### RECORD EXTRACTS
## START

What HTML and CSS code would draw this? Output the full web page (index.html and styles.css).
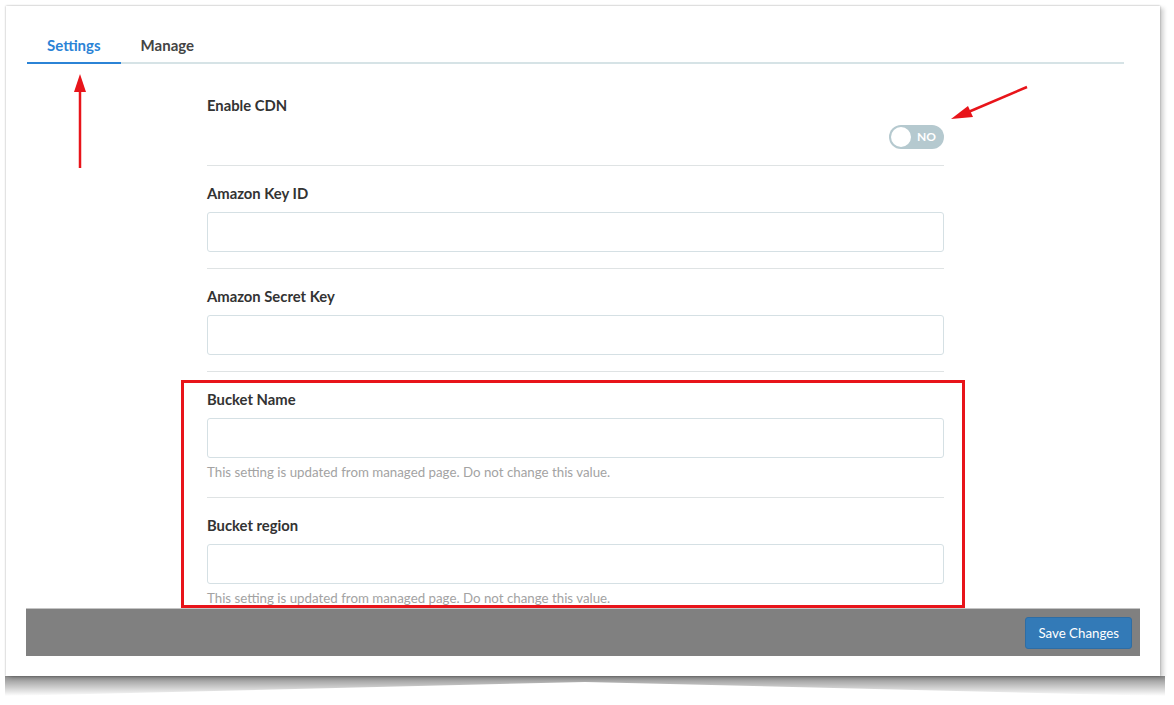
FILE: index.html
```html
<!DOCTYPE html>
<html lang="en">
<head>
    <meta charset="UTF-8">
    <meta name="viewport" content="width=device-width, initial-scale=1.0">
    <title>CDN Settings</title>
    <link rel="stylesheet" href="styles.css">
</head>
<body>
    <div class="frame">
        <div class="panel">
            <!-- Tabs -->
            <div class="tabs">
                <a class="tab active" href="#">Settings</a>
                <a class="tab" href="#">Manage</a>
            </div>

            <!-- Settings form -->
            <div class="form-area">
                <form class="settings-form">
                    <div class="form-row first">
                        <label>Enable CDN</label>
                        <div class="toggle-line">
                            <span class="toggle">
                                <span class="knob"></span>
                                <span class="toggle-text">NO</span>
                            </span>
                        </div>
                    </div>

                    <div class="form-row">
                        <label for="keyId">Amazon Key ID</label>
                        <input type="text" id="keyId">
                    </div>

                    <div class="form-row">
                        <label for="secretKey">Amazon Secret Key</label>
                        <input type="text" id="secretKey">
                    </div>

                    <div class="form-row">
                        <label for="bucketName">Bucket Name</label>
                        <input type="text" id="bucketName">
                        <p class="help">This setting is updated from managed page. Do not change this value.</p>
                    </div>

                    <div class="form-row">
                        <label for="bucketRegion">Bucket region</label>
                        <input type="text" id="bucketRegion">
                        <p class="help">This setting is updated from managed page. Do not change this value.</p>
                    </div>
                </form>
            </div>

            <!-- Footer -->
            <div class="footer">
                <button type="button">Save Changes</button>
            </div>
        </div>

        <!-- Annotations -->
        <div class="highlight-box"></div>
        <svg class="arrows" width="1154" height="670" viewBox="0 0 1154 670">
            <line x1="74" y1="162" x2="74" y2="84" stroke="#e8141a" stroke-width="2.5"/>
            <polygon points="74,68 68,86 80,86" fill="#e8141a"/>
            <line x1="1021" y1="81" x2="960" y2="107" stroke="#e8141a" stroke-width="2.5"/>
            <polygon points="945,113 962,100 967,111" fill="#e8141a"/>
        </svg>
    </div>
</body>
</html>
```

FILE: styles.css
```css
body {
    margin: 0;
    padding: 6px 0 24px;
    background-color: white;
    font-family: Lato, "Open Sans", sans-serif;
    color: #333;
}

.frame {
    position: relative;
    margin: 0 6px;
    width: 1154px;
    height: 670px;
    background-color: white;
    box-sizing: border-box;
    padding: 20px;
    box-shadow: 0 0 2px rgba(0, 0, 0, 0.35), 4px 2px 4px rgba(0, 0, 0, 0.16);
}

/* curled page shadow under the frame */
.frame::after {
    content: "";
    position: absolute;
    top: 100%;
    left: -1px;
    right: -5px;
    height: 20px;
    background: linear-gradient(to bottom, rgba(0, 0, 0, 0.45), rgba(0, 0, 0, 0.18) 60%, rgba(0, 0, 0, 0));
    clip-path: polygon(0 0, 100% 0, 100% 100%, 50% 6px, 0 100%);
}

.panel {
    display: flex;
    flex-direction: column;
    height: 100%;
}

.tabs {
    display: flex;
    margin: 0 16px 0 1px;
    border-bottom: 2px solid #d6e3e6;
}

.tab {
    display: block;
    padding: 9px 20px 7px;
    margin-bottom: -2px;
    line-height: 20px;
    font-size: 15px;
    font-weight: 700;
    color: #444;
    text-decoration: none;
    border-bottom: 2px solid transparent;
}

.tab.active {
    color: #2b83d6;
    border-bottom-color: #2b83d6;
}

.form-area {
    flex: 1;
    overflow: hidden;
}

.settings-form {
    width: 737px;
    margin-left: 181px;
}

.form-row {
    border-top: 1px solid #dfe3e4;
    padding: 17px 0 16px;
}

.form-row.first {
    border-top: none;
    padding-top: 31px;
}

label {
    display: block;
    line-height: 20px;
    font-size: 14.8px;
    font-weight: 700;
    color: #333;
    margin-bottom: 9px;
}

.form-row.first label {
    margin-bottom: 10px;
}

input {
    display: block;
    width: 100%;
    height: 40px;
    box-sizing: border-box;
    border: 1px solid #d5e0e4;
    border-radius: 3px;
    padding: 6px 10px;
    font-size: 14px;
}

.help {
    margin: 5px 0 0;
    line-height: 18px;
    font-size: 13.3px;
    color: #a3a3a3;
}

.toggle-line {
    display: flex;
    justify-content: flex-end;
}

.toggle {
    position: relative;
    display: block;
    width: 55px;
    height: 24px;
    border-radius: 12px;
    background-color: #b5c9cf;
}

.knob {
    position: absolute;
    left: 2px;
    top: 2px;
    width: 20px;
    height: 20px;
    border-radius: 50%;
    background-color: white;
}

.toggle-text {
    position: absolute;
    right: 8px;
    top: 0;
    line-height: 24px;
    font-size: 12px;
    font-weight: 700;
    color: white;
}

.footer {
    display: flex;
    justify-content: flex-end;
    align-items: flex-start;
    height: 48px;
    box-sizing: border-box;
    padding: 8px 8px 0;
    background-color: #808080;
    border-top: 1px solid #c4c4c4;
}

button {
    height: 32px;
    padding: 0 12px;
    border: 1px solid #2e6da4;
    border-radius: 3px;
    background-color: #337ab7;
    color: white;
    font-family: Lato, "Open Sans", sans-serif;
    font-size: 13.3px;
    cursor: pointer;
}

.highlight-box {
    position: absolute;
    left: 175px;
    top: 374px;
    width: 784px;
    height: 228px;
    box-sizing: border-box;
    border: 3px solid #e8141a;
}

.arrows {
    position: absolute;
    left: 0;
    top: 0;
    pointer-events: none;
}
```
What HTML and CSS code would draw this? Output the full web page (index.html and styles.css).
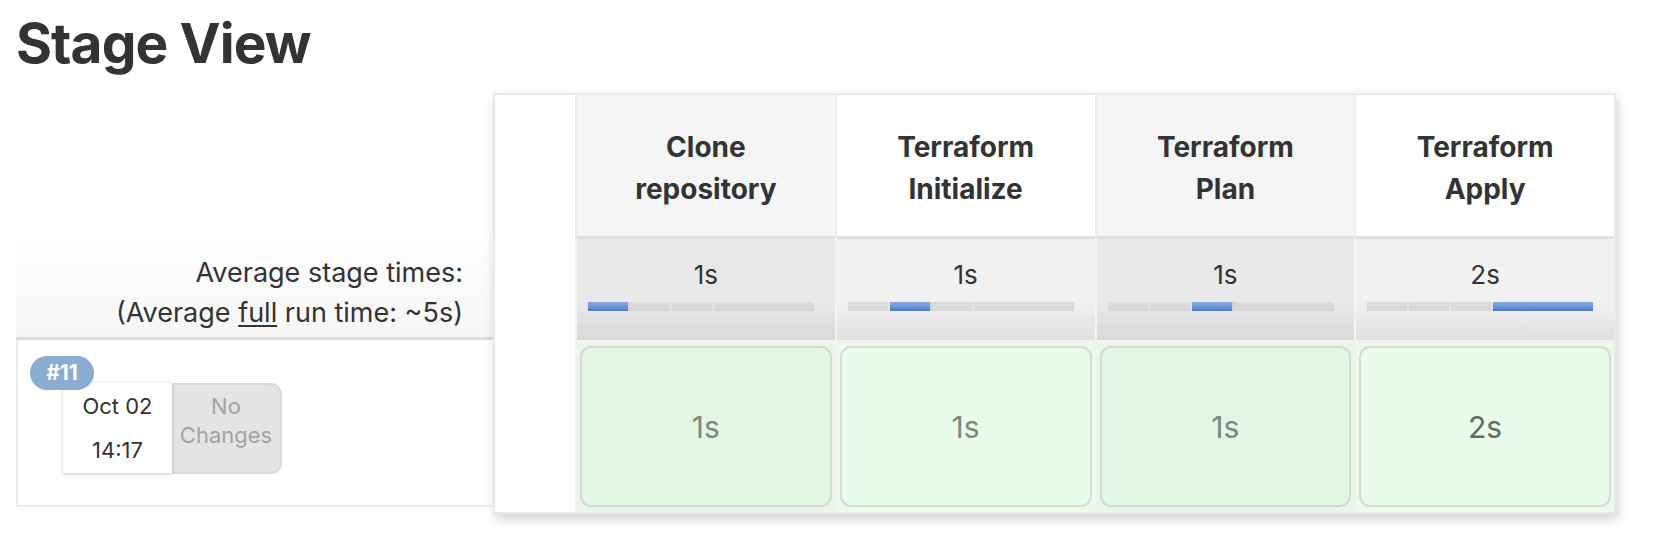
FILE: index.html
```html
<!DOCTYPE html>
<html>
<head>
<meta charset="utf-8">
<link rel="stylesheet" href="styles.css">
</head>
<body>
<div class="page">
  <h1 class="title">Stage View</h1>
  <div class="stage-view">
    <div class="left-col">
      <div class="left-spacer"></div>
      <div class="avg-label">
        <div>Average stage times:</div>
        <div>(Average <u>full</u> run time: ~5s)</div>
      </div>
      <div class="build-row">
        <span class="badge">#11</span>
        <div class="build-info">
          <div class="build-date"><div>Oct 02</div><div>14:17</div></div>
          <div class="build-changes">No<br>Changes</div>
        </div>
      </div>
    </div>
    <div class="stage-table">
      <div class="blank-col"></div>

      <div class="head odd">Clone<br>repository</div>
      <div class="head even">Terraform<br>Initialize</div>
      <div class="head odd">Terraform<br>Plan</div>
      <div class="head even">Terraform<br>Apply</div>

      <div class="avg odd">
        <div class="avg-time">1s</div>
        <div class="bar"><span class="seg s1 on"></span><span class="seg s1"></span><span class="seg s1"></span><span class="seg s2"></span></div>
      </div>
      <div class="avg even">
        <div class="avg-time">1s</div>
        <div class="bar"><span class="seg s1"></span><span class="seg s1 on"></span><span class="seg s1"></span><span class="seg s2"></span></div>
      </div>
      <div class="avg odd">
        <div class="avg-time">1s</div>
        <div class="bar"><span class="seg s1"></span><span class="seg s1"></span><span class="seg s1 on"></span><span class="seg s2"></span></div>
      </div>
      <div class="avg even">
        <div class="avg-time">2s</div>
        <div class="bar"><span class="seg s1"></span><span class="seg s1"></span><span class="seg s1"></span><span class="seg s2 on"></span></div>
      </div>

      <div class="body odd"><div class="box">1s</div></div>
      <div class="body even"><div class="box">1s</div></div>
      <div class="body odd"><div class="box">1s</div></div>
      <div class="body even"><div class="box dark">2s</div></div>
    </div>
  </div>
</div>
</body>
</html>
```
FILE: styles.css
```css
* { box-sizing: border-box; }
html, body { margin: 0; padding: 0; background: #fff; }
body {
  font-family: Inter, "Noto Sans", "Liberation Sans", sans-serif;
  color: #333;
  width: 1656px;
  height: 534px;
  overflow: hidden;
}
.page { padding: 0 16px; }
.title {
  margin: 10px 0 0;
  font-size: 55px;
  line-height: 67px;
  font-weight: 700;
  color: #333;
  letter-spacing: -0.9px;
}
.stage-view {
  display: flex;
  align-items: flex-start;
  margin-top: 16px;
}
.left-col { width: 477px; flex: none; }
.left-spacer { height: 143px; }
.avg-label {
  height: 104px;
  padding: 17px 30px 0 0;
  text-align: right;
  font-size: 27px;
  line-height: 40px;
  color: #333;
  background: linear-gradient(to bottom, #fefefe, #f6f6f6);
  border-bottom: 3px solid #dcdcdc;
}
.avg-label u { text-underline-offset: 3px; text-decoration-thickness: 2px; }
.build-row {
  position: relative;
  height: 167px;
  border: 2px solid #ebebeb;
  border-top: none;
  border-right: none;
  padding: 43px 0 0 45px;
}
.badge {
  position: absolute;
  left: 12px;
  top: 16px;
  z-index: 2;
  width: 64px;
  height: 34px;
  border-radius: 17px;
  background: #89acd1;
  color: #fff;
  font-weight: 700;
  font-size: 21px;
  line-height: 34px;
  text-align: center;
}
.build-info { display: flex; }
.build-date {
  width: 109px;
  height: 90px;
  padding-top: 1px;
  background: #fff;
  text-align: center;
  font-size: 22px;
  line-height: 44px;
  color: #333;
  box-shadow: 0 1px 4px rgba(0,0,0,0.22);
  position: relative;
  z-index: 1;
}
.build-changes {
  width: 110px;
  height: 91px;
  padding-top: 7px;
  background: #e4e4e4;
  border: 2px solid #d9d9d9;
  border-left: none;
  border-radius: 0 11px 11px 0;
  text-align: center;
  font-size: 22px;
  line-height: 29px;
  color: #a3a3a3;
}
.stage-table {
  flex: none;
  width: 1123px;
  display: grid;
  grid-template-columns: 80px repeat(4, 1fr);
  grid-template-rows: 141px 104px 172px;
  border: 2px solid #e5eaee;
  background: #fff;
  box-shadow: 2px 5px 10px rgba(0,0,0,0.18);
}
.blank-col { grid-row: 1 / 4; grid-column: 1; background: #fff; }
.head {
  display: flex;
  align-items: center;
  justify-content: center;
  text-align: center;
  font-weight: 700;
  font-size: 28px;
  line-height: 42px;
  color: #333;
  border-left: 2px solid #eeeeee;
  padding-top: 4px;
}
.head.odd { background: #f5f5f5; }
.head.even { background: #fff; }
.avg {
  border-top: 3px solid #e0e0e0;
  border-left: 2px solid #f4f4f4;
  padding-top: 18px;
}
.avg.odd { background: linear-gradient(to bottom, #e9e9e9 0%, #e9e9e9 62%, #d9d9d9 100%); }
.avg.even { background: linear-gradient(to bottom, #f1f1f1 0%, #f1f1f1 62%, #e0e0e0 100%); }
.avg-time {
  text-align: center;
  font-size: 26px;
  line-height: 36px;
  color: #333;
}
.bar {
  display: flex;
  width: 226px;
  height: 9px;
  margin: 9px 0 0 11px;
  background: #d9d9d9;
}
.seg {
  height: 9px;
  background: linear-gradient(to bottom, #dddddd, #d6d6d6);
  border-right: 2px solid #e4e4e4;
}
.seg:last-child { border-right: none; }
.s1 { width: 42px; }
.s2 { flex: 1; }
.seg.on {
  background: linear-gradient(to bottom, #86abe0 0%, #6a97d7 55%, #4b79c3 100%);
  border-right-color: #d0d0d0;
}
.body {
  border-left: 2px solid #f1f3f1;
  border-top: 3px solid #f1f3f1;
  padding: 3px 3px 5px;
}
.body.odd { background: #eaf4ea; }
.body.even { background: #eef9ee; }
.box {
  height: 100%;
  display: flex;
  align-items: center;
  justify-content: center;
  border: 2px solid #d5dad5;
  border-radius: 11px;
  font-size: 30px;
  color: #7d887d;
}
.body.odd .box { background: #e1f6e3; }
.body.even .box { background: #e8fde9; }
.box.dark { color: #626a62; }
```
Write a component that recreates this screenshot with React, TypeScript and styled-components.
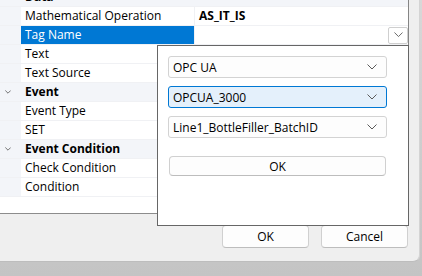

## END

### SET PROBLEM
Some lines of the records may hold the word "page". How many do? Answer with a number and nothing else.

### RESPONSE TO THIS TASK
7